PSN-L Email List Message
Subject: Re: Combination spring-mag_levitation Anyone Tried This ??
From: ChrisAtUpw@.......
Date: Thu, 6 Dec 2007 22:15:18 EST
In a message dated 06/12/2007, gmvoeth@........... writes:
Has anyone ever used a spring to take up most the mass weight then maybe
apply an ounce or less levitation magnetically to set with electronics the free
period within a geophone.
I'd think you would pump a current limited signal into the geophone and use
some kind of
feedback circuit that might set the free period. I am looking only for a
free period in the 3 to 4 second range.
Hi All,
Trying to provide magnetic 'springs' for seismometers tends to quickly
run into the problem of temperature coefficients and drifts. Alnico has the
lowest Tc, being about -1 or -2 x10^-4 / C Deg depending on the grade. Sm-Co is
about -3x10^-4 / C Deg and NdFeB is about -11x10^-4 / C Deg.
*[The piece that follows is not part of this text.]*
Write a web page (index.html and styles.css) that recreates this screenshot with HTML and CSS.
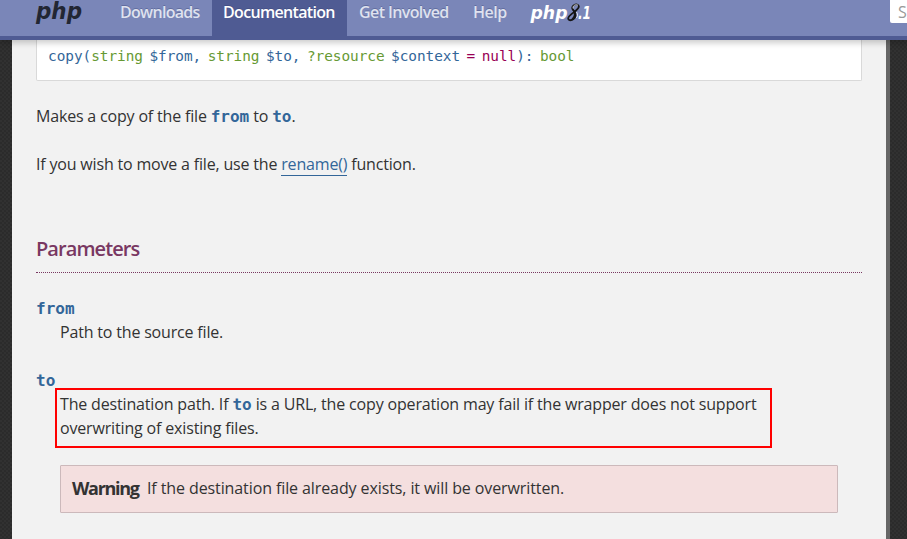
FILE: index.html
```html
<!DOCTYPE html>
<html lang="en">
<head>
<meta charset="utf-8">
<title>PHP: copy - Manual</title>
<link rel="stylesheet" href="styles.css">
</head>
<body>
<header class="navbar">
  <a class="brand"><svg width="50" height="30" viewBox="0 0 50 30"><text x="0" y="19" textLength="46" lengthAdjust="spacingAndGlyphs">php</text></svg></a>
  <nav class="nav">
    <a class="downloads">Downloads</a>
    <a class="documentation active">Documentation</a>
    <a class="involved">Get Involved</a>
    <a class="help">Help</a>
  </nav>
  <a class="release"><svg width="66" height="26" viewBox="0 0 66 26">
    <text x="0.5" y="18.5" textLength="37" lengthAdjust="spacingAndGlyphs">php</text>
    <path d="M48.5 5.5C47 3.4 43.2 4.4 42.2 7.3C41.3 10.2 46 11.3 45.6 15.5C45.2 19.7 38.9 21.9 38.2 18.8C37.6 16 42.6 13.5 46 10.5C48.6 8.2 49.6 6.8 48.5 5.5Z" fill="none" stroke="#151515" stroke-width="1.8"/>
    <path d="M43 8C44 10.5 47.5 12.7 45.2 16.5C44.2 18.7 42.2 19.9 40.5 19.8C44 17 45 13.7 42.5 10Z" fill="#151515"/>
    <path d="M43.2 8.5C42.3 5.6 46 3.8 48 5.4M46.5 12C48 14 47.7 16.5 46.4 18" fill="none" stroke="#fff" stroke-width=".8"/>
    <text class="minor" x="48" y="18.5" textLength="13" lengthAdjust="spacingAndGlyphs">.1</text>
  </svg></a>
  <div class="search">Search</div>
</header>
<main class="page">
  <div class="synopsis">copy(<span class="type">string</span> <span class="param">$from</span>, <span class="type">string</span> <span class="param">$to</span>, <span class="type">?resource</span> <span class="param">$context</span><span class="init"> = null</span>): <span class="type">bool</span></div>
  <p class="t-copy">Makes a copy of the file <code>from</code> to <code>to</code>.</p>
  <p class="t-move">If you wish to move a file, use the <a class="link">rename()</a> function.</p>
  <h3><span>Parameters</span></h3>
  <dl>
    <dt><code>from</code></dt>
    <dd class="t-source">Path to the source file.</dd>
    <dt><code>to</code></dt>
    <dd>
      <div class="highlight"><div class="t-dest">The destination path. If <code>to</code> is a URL, the copy operation may fail if the wrapper does not support</div><div class="t-over">overwriting of existing files.</div></div>
      <div class="warning"><strong>Warning</strong><span>If the destination file already exists, it will be overwritten.</span></div>
    </dd>
  </dl>
</main>
</body>
</html>
```
FILE: styles.css
```css
* { box-sizing: border-box; }
body {
  margin: 0;
  height: 539px;
  overflow: hidden;
  background: #2e2e2e repeating-conic-gradient(#2b2b2b 0 25%, #313131 0 50%) 0 0 / 4px 4px;
  color: #333;
  font: 16px/24px "Open Sans", "Noto Sans", sans-serif;
}
.navbar {
  position: relative;
  display: flex;
  height: 40px;
  background: #7a86b8;
  border-bottom: 4px solid #4f5b93;
  box-shadow: 0 3px 6px rgba(0, 0, 0, .2);
}
.brand { width: 72px; margin-left: 36px; }
.brand svg, .release svg { display: block; overflow: visible; }
.brand text { font: italic bold 23px "DejaVu Sans", sans-serif; fill: #222633; }
.nav { display: flex; height: 36px; font-weight: 600; font-size: 16px; color: #dfe2ef; text-shadow: 0 -1px 0 rgba(50, 60, 110, .35); white-space: nowrap; }
.nav a { padding: 0 12px; }
.downloads { width: 104px; letter-spacing: -.7px; }
.documentation { width: 135px; letter-spacing: -.67px; }
.involved { width: 114px; letter-spacing: -.6px; }
.help { width: 57px; letter-spacing: -.5px; }
.nav .active { padding-left: 11px; background: #4f5b93; color: #fff; }
.release { padding-left: 12px; }
.release text { font: italic bold 17px "DejaVu Sans", sans-serif; fill: #fff; }
.search { width: 17px; height: 23px; margin-left: auto; padding-left: 8px; overflow: hidden; background: #fff; border-radius: 0 0 0 2px; color: #999; }
.page { height: 499px; width: 878px; margin-left: 12px; padding: 0 24px; background: #f2f2f2; border-right: 4px solid #666; }
.synopsis {
  height: 41px;
  width: 826px;
  margin-bottom: 23px;
  padding: 4px 11px;
  background: #fff;
  border: 1px solid #d9d9d9;
  border-top: 0;
  border-radius: 0 0 2px 2px;
  color: #369;
  font: 14.4px/24px "DejaVu Sans Mono", monospace;
  letter-spacing: -.03px;
  word-spacing: -2.2px;
  white-space: nowrap;
}
.type { color: #693; }
.param { color: #369; }
.init { color: #905; }
p { margin: 0 0 24px; white-space: nowrap; }
code { color: #369; font: bold 16px/16px "DejaVu Sans Mono", monospace; letter-spacing: 0; }
.t-copy { letter-spacing: -.18px; }
.t-move { letter-spacing: -.18px; }
.link { color: #369; border-bottom: 1px solid #369; }
h3 { width: 826px; height: 37px; margin: 60px 0 23px; border-bottom: 1px dotted #793862; color: #793862; font-size: 20px; line-height: 26px; font-weight: 600; letter-spacing: -.92px; }
dl { margin: 0; }
dt { height: 24px; }
dd { margin: 0 0 24px 24px; white-space: nowrap; }
.t-source { letter-spacing: -.18px; }
.highlight { width: 717px; height: 60px; margin: -4px 0 17px -5px; padding: 2px 3px; border: 2px solid #f00; }
.t-dest { letter-spacing: -.165px; }
.t-over { letter-spacing: -.16px; }
.warning { display: flex; width: 778px; height: 48px; padding: 10px 11px; background: #f4dfdf; border: 1px solid #ccb9bb; border-radius: 1px; }
.warning strong { width: 75px; font-size: 18px; letter-spacing: -1.3px; }
.warning span { letter-spacing: -.1px; }
```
Ferrite magnets
are a lot worse.
Sandwiches of thick Sm-Co and a thin opposing sheet of NdFeB have been
used to provide ~high stability quadrupole magnets, but stabilising the
temperature of the magnetic material is probably an easier option.
The torsion coefficient of Steel Springs is about -2.6x10^-4 / C Deg.
Only Elinvar and NiSpanC springs have very low coefficients in the ppm range.
If you consider electromagnets, you have the problem of voltage
reference drifts and amplifier drifts, as well as expansion coefficients and the
thermal convection from heating. The common voltage reference diodes still have
drifts of 20 to 150 ppm / C Deg. The few types with drifts in the low ppm
range like the LM399 and LT1027 are quite expensive. Type 'prec ref' into
_www.digikey.com_ (http://www.digikey.com)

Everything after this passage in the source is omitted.